Visual Art and the Brain

Do you enjoy drawing, coloring, painting? So what if you are not a Picasso or a Van Gogh.  What I’m about to share with you just might inspire you to head out to your local art shop for colored pencils and a drawing pad. Research suggests that creating visual art enhances memory, and improves interactions between certain parts of the brain. Based on feedback from a small group of retirees, improvement in brain functioning may also strengthen one’s psychological state of mind.  This seems logical. After all, as researchers say, “The creation of visual art is a personal integrative experience—an experience of ‘flow,’ in which the participant is fully emerged in the creative activity.” With that integration, brain connections are strengthened, which, in turn, boosts self-confidence.

For individuals with a TBI, art is a form of therapy. It restores connections in the brain damaged by trauma. This restoration process is called neuroplasticity: the changes in nerve pathways of the brain that affect behavior.

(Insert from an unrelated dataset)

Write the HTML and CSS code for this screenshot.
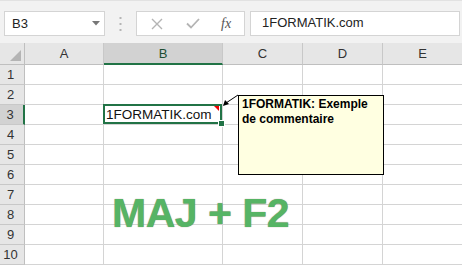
FILE: index.html
```html
<!DOCTYPE html>
<html lang="fr">
<head>
  <meta charset="UTF-8" />
  <title>MAJ + F2</title>
  <link rel="stylesheet" href="styles.css">
</head>
<body>

<div class="toolbar">
  <div class="namebox">
    <span>B3</span>
    <svg class="caret" width="8" height="5" viewBox="0 0 8 5"><path d="M0 0H8L4 4.5Z" fill="#777"/></svg>
  </div>
  <div class="grip">
    <svg width="3" height="14" viewBox="0 0 3 14"><rect x="0.5" y="0" width="2" height="2" fill="#b5b5b5"/><rect x="0.5" y="6" width="2" height="2" fill="#b5b5b5"/><rect x="0.5" y="12" width="2" height="2" fill="#b5b5b5"/></svg>
  </div>
  <div class="fxbtns">
    <svg width="12" height="12" viewBox="0 0 12 12"><path d="M1 1L11 11M11 1L1 11" stroke="#b4b4b4" stroke-width="1.4"/></svg>
    <svg width="14" height="11" viewBox="0 0 14 11"><path d="M1 5.5L5 9.5L13 1" stroke="#b4b4b4" stroke-width="1.8" fill="none"/></svg>
    <span class="fx">fx</span>
  </div>
  <div class="formula">1FORMATIK.com</div>
</div>

<div class="sheet">
  <div class="corner"><div class="tri"></div></div>
  <div class="colhead">A</div>
  <div class="colhead sel">B</div>
  <div class="colhead">C</div>
  <div class="colhead">D</div>
  <div class="colhead">E</div>

  <div class="rowhead">1</div><div class="cell"></div><div class="cell"></div><div class="cell"></div><div class="cell"></div><div class="cell"></div>
  <div class="rowhead">2</div><div class="cell"></div><div class="cell"></div><div class="cell"></div><div class="cell"></div><div class="cell"></div>
  <div class="rowhead sel">3</div><div class="cell"></div>
  <div class="cell active">1FORMATIK.com<span class="note"></span><span class="handle"></span></div>
  <div class="cell"></div><div class="cell"></div><div class="cell"></div>
  <div class="rowhead">4</div><div class="cell"></div><div class="cell"></div><div class="cell"></div><div class="cell"></div><div class="cell"></div>
  <div class="rowhead">5</div><div class="cell"></div><div class="cell"></div><div class="cell"></div><div class="cell"></div><div class="cell"></div>
  <div class="rowhead">6</div><div class="cell"></div><div class="cell"></div><div class="cell"></div><div class="cell"></div><div class="cell"></div>
  <div class="rowhead">7</div><div class="cell"></div><div class="cell"></div><div class="cell"></div><div class="cell"></div><div class="cell"></div>
  <div class="rowhead">8</div><div class="cell"></div><div class="cell"></div><div class="cell"></div><div class="cell"></div><div class="cell"></div>
  <div class="rowhead">9</div><div class="cell"></div><div class="cell"></div><div class="cell"></div><div class="cell"></div><div class="cell"></div>
  <div class="rowhead">10</div><div class="cell"></div><div class="cell"></div><div class="cell"></div><div class="cell"></div><div class="cell"></div>

  <!-- comment attached to B3 -->
  <svg class="pointer" width="18" height="14" viewBox="0 0 18 14">
    <path d="M16 1L4 9" stroke="#000" stroke-width="1"/>
    <path d="M1 12L3 6L7 10Z" fill="#000"/>
  </svg>
  <div class="comment">1FORMATIK: Exemple de commentaire</div>

  <div class="shortcut">MAJ + F2</div>
</div>

</body>
</html>
```
FILE: styles.css
```css
body {
  margin: 0;
  font-family: 'Liberation Sans', Arial, sans-serif;
  background: #fff;
  overflow: hidden;
}

/* barre de formule */
.toolbar {
  display: flex;
  align-items: flex-start;
  height: 43px;
  padding: 10px 0 0 4px;
  box-sizing: border-box;
  background: #f2f2f2;
  border-top: 1px solid #e2e2e2;
}
.namebox {
  width: 101px;
  height: 25px;
  box-sizing: border-box;
  background: #fff;
  border: 1px solid #d4d4d4;
  display: flex;
  align-items: center;
  justify-content: space-between;
  padding: 0 4px 0 7px;
  font-size: 13px;
  color: #222;
}
.grip {
  width: 31px;
  height: 25px;
  display: flex;
  align-items: center;
  justify-content: center;
}
.fxbtns {
  width: 109px;
  height: 25px;
  box-sizing: border-box;
  background: #fff;
  border: 1px solid #d4d4d4;
  display: flex;
  align-items: center;
  padding: 0 0 0 14px;
  gap: 23px;
}
.fx {
  font-family: 'Liberation Serif', serif;
  font-style: italic;
  font-size: 14px;
  color: #555;
  margin-left: -2px;
}
.formula {
  margin-left: 5px;
  width: 210px;
  height: 25px;
  box-sizing: border-box;
  background: #fff;
  border: 1px solid #d4d4d4;
  padding: 3px 0 0 11px;
  font-size: 13px;
  color: #222;
}

/* feuille */
.sheet {
  position: relative;
  display: grid;
  grid-template-columns: 25px 79px 119px 80px 80px 80px;
  grid-template-rows: 22px repeat(10, 20px);
  background: #f2f2f2;
}
.corner, .colhead, .rowhead, .cell {
  box-sizing: border-box;
  border-right: 1px solid #d4d4d4;
  border-bottom: 1px solid #d4d4d4;
}
.corner {
  background: #e6e6e6;
  border-color: #bfbfbf;
  display: flex;
  align-items: flex-end;
  justify-content: flex-end;
  padding: 0 3px 3px 0;
}
.tri {
  width: 11px;
  height: 11px;
  background: #b4b4b4;
  clip-path: polygon(100% 0, 100% 100%, 0 100%);
}
.colhead {
  background: #e6e6e6;
  border-right-color: #c8c8c8;
  border-bottom-color: #bfbfbf;
  font-size: 13px;
  color: #333;
  text-align: center;
  line-height: 21px;
}
.colhead.sel {
  background: #d2d2d2;
  border-bottom: 2px solid #217346;
  color: #1e4e33;
}
.rowhead {
  background: #e6e6e6;
  border-right-color: #bfbfbf;
  border-bottom-color: #c8c8c8;
  font-size: 13px;
  color: #333;
  text-align: center;
  line-height: 20px;
  padding-right: 3px;
}
.rowhead.sel {
  background: #d2d2d2;
  border-right: 2px solid #217346;
}
.cell {
  background: #fff;
  font-size: 13.5px;
  color: #111;
  line-height: 20px;
}
.cell.active {
  position: relative;
  padding: 1px 0 0 3px;
  box-shadow: inset 0 0 0 2px #217346;
  margin: -1px 0 0 -1px;
  height: 21px;
  z-index: 2;
}
.note {
  position: absolute;
  right: 3px;
  top: 2px;
  width: 5px;
  height: 5px;
  background: #e00;
  clip-path: polygon(0 0, 100% 0, 100% 100%);
}
.handle {
  position: absolute;
  right: -3px;
  bottom: -3px;
  width: 5px;
  height: 5px;
  background: #217346;
  border: 1px solid #fff;
}

/* commentaire */
.pointer {
  position: absolute;
  left: 222px;
  top: 51px;
  z-index: 3;
}
.comment {
  position: absolute;
  left: 238px;
  top: 52px;
  width: 146px;
  height: 80px;
  box-sizing: border-box;
  background: #ffffe1;
  border: 1px solid #000;
  padding: 1px 4px 0 3px;
  font-weight: bold;
  font-size: 12px;
  line-height: 15px;
  color: #000;
  z-index: 3;
}

.shortcut {
  position: absolute;
  left: 112px;
  top: 150px;
  font-weight: bold;
  font-size: 41px;
  line-height: 41px;
  letter-spacing: -0.5px;
  color: #56b465;
  text-shadow: 0 0 1px #8c7a62;
  white-space: nowrap;
}
```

Yes, we can actually re-wire our brains by intentionally changing the way we think and do things. Since 2010, therapists at the National Intrepid Center of Excellence (NICoE), at Fort Belvoir, Virginia have been using art as a tool in treating war veterans who have sustained TBIs.

Art therapy does more than help to heal an injured brain. Jackie Briggs, a therapist at NICoE says, “For service members who might already have trouble expressing themselves … art therapy gives them a chance to use free expression, allowing whatever needs to bubble up from below the surface to be seen and evaluated.” When thoughts “bubble” up, service members gain a better understanding of their symptoms such as irritability, anxiety, and depression. With that deeper understanding, their relationships benefit, because they are able to effectively unearth their buried feelings and thoughts.

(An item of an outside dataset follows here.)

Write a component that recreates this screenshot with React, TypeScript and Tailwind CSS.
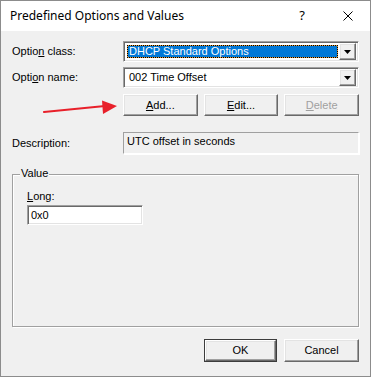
import React from 'react';

const raised =
  'border border-t-white border-l-white border-b-[#696969] border-r-[#696969] shadow-[inset_-1px_-1px_0_#a0a0a0,inset_1px_1px_0_#e3e3e3] bg-[#f0f0f0]';
const sunken =
  'border border-t-[#a0a0a0] border-l-[#a0a0a0] border-b-white border-r-white shadow-[inset_1px_1px_0_#696969,inset_-1px_-1px_0_#e3e3e3]';

function ComboArrow() {
  return (
    <div className={`w-[17px] h-[17px] flex items-center justify-center shrink-0 ${raised}`}>
      <svg width="7" height="4" viewBox="0 0 7 4">
        <path d="M0 0h7L3.5 4z" fill="#000" />
      </svg>
    </div>
  );
}

function Combo({ children, selected }: { children: React.ReactNode; selected?: boolean }) {
  return (
    <div className={`flex-1 h-[21px] bg-white flex items-center p-[2px] ${sunken}`}>
      <div className="flex-1 h-full pl-[1px] pr-[1px] py-[1px]">
        {selected ? (
          <div className="h-full border border-dotted border-black bg-[#e39a3a]">
            <div className="h-full bg-[#0078d7] text-white flex items-center pl-[1px] leading-none">{children}</div>
          </div>
        ) : (
          <div className="h-full flex items-center pl-[2px] leading-none">{children}</div>
        )}
      </div>
      <ComboArrow />
    </div>
  );
}

function Btn({ children, disabled, isDefault }: { children: React.ReactNode; disabled?: boolean; isDefault?: boolean }) {
  const inner = (
    <div
      className={`h-full w-full flex items-center justify-center ${raised} ${disabled ? 'text-[#a0a0a0]' : 'text-black'}`}
    >
      {children}
    </div>
  );
  if (isDefault) {
    return <div className="w-[75px] h-[23px] border border-[#3c3c3c]">{inner}</div>;
  }
  return <div className="w-[75px] h-[22px]">{inner}</div>;
}

export default function App() {
  return (
    <div
      className="relative w-[371px] h-[377px] border border-[#8c8c8c] flex flex-col text-[11px] text-black select-none"
      style={{ fontFamily: '"Liberation Sans", Arial, sans-serif' }}
    >
      <div className="h-[30px] bg-white flex items-center shrink-0">
        <span className="pl-[9px] text-[12px] text-black" style={{ fontFamily: '"Noto Sans", sans-serif' }}>
          Predefined Options and Values
        </span>
        <span className="ml-auto mr-[38px] text-[13px]" style={{ fontFamily: '"Noto Sans", sans-serif' }}>?</span>
        <svg className="mr-[17px]" width="10" height="10" viewBox="0 0 10 10">
          <path d="M0.5 0.5L9.5 9.5M9.5 0.5L0.5 9.5" stroke="#000" strokeWidth="1" />
        </svg>
      </div>

      <div className="flex-1 bg-[#f0f0f0] px-[11px] pt-[10px] flex flex-col">
        <div className="flex items-center">
          <div className="w-[111px]">
            Optio<u>n</u> class:
          </div>
          <Combo selected>DHCP Standard Options</Combo>
        </div>

        <div className="flex items-center mt-[5px]">
          <div className="w-[111px]">
            Opti<u>o</u>n name:
          </div>
          <Combo>002 Time Offset</Combo>
        </div>

        <div className="flex mt-[6px] ml-[111px] gap-[6px]">
          <Btn>
            <span><u>A</u>dd...</span>
          </Btn>
          <Btn>
            <span><u>E</u>dit...</span>
          </Btn>
          <Btn disabled>
            <span><u>D</u>elete</span>
          </Btn>
        </div>

        <div className="flex items-center mt-[16px]">
          <div className="w-[111px]">Description:</div>
          <div className="flex-1 h-[22px] border border-t-[#a0a0a0] border-l-[#a0a0a0] border-b-white border-r-white shadow-[1px_1px_0_#fff,inset_1px_1px_0_#f0f0f0] pl-[3px] pt-[3px] leading-none">
            UTC offset in seconds
          </div>
        </div>

        <div className="relative mt-[20px] h-[153px] border border-[#a0a0a0] shadow-[inset_1px_1px_0_#fff,1px_1px_0_#fff] pl-[14px] pt-[15px]">
          <span className="absolute top-[-8px] left-[7px] px-[1px] bg-[#f0f0f0] leading-[13px]">Value</span>
          <div className="leading-[13px]">
            <u>L</u>ong:
          </div>
          <div className={`mt-[2px] w-[116px] h-[20px] bg-white flex items-center pl-[3px] ${sunken}`}>0x0</div>
        </div>

        <div className="flex mt-[12px] ml-[192px] gap-[7px]">
          <Btn isDefault>OK</Btn>
          <div className="h-[23px]">
            <div className={`w-[75px] h-[23px] flex items-center justify-center ${raised}`}>Cancel</div>
          </div>
        </div>
      </div>

      <svg className="absolute left-[40px] top-[96px] pointer-events-none" width="80" height="20" viewBox="0 0 80 20">
        <path d="M3 15L64 9" stroke="#e8202a" strokeWidth="2.2" strokeLinecap="round" />
        <path d="M61 3.5L76 9L62 17z" fill="#e8202a" />
      </svg>
    </div>
  );
}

At NICoE, service members decorate blank papier-mâché masks. The reasoning behind using this form of art therapy is based on how trauma works; it blocks the part of the brain responsible for speech and language. The image of the mask itself is tangible, a concrete method of showing how service members are feeling. As one of the therapists at NICoE says, “the masks have given service members a visual voice.” The added benefit is that they know they are not being judged, or critiqued. Making the masks affords them the opportunity to explore, engage in the process of creating something that encourages free expression.

The formof art doesn’t matter. Art is art. Juliet Madsen, a veteran of two wars who sustained a TBI when a roadside bomb hit her convoy, likes to doodle. In an email exchange with her this past fall this is what she had to say about doodling:

Doodling stimulates your creative side, allows your body to calm down, takes the active stresses and puts them on the back burner, can sometimes give you an artistic answer to your problems if you open to it, and gives you a time out… I am a big fan. Once you are an accomplished Doodle Artist take a set of colored pencils to your work or thin point sharpies, then you are really working it.

Juliet inspired me. I bought myself a sketchpad and sharpie and started doodling. I’m now a big fan too!

Are you a doodler, a painter, a sketcher, a creator of masks? If not, why not join in. Grab a sharpie, a pen or pencil, a paintbrush. As Juliet said, “Stimulate your creative side.”

Cheers to free expression, to an integrative experience – and to a healthy brain!